AND ANOTHER PASSAGE ABOUT REDACTED
BBC News reports that Steven Green has been given five life sentences, with no possibility of parole, for the rape and murder of a 14-year-old Iraqi girl, and the murder of her family. The incident was the basis for Brian De Palma's 2007 film, Redacted.
Nick Lacey posted an excerpt the other day from his recently published second edition of Image and Representation, which looks at key concepts in media language. The excerpt he posted, called "Representing the war in Iraq," looks at several of the films made in recent years about the conflict that began in 2003. Lacey provides a brief but interesting analysis of Redacted, although he seems to say that the photograph that ends the film is an actual photograph (which therefore leads him to call the film "exploitative"), although the final photograph (shown here) was actually a staged photo. Here is Lacy's passage about Redacted:
Redacted, the most unconventional of the ‘Iraq films’, also uses new media technologies to represent the rape of a 15-year-old girl and the murder of herself, and her family, by US marines. The film starts with a disclaimer that the film is ‘a fiction inspired by true events’. The writer-director, Brian De Palma, uses a mix of texts to show what (might have) happened: a ‘home video’ made by one of the marines; a pastiche of a French (intellectual) documentary about Iraq; CCTV cameras; Internet postings; a video made on a mobile phone; photojournalism. Although it may seem that it is a realist text, the multimedia mixing instead draws attention to the artifice of what is shown. This may suggest that such horrendous events cannot be convincingly rendered by realism.

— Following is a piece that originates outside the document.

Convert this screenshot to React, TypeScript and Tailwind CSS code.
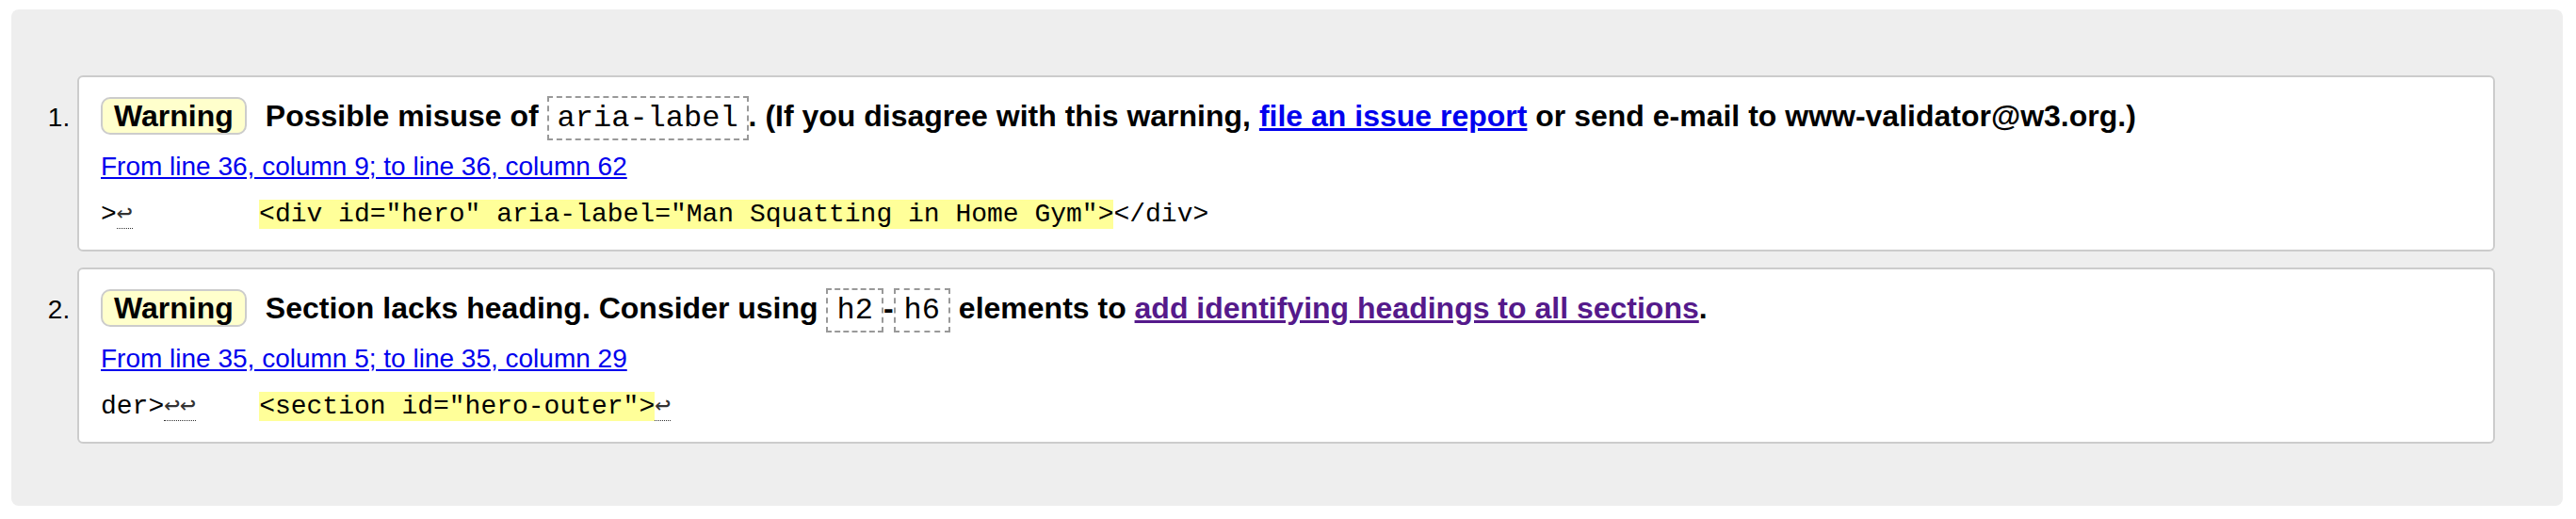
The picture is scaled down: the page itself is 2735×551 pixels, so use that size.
import React from "react";

const sans = { fontFamily: '"Liberation Sans", Arial, sans-serif' };

function Code({ children }: { children: React.ReactNode }) {
  return (
    <code className="font-['Liberation_Mono',monospace] font-normal text-[32px] px-[9px] py-[3px] border-2 border-dashed border-[#999]">
      {children}
    </code>
  );
}

function Lf({ n = 1 }: { n?: number }) {
  return (
    <span className="font-['DejaVu_Sans_Mono',monospace] text-[#333] border-b border-dotted border-[#333]">
      {"↩".repeat(n)}
    </span>
  );
}

function Badge() {
  return (
    <strong className="inline-block mr-[20px] px-[12px] leading-[36px] border-2 border-[#ccc] rounded-[10px] bg-[#ffffcc]">
      Warning
    </strong>
  );
}

const messages = [
  {
    text: (
      <>
        Possible misuse of <Code>aria-label</Code>. (If you disagree with this warning,{" "}
        <a href="#" className="text-[#0000ee] underline">
          file an issue report
        </a>{" "}
        or send e-mail to www-validator@w3.org.)
      </>
    ),
    location: "From line 36, column 9; to line 36, column 62",
    before: (
      <>
        {">"}
        <Lf />
        {"        "}
      </>
    ),
    mark: '<div id="hero" aria-label="Man Squatting in Home Gym">',
    after: <>{"</div>"}</>,
  },
  {
    text: (
      <>
        Section lacks heading. Consider using <Code>h2</Code>-<Code>h6</Code> elements to{" "}
        <a href="#" className="text-[#551a8b] underline">
          add identifying headings to all sections
        </a>
        .
      </>
    ),
    location: "From line 35, column 5; to line 35, column 29",
    before: (
      <>
        {"der>"}
        <Lf n={2} />
        {"    "}
      </>
    ),
    mark: '<section id="hero-outer">',
    after: <Lf />,
  },
];

export default function App() {
  return (
    <div className="bg-white pt-[10px] pl-[12px] pr-[14px] text-black" style={sans}>
      <div className="bg-[#eeeeee] rounded-[8px] pt-[70px] pl-[70px] pr-[72px] pb-[66px]">
        <ol className="list-decimal list-outside flex flex-col gap-[17px]">
          {messages.map((m, i) => (
            <li
              key={i}
              className="bg-white border-2 border-[#ccc] rounded-[6px] pl-[23px] pt-[21px] pb-[23px] text-[28px]"
            >
              <p className="h-[40px] font-bold text-[32px] leading-[40px] whitespace-nowrap">
                <Badge />
                {m.text}
              </p>
              <p className="h-[32px] mt-[18px] leading-[32px]">
                <a href="#" className="text-[#0000ee] underline">
                  {m.location}
                </a>
              </p>
              <p className="h-[32px] mt-[17px] leading-[32px] font-['Liberation_Mono',monospace] text-[28px] whitespace-pre">
                {m.before}
                <b className="font-normal bg-[#ffff99]">{m.mark}</b>
                {m.after}
              </p>
            </li>
          ))}
        </ol>
      </div>
    </div>
  );
}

Indeed De Palma also deploys melodrama; the one good guy, who tries to publicise what’s happened, is called Lawyer McCoy. This melodrama extends to the use of an aria from Puccini’s opera Tosca, the protagonist of which murders the man who is trying to rape her. This, highly passionate, aria could be seen as an ironic comment upon the Iraqi teenager’s inability to kill her rapists. However, the last image of the film is an actual photograph of the dead girl which needs no melodramatic heightening to appall its audience and so, ultimately, De Palma’s film comes across as exploitative.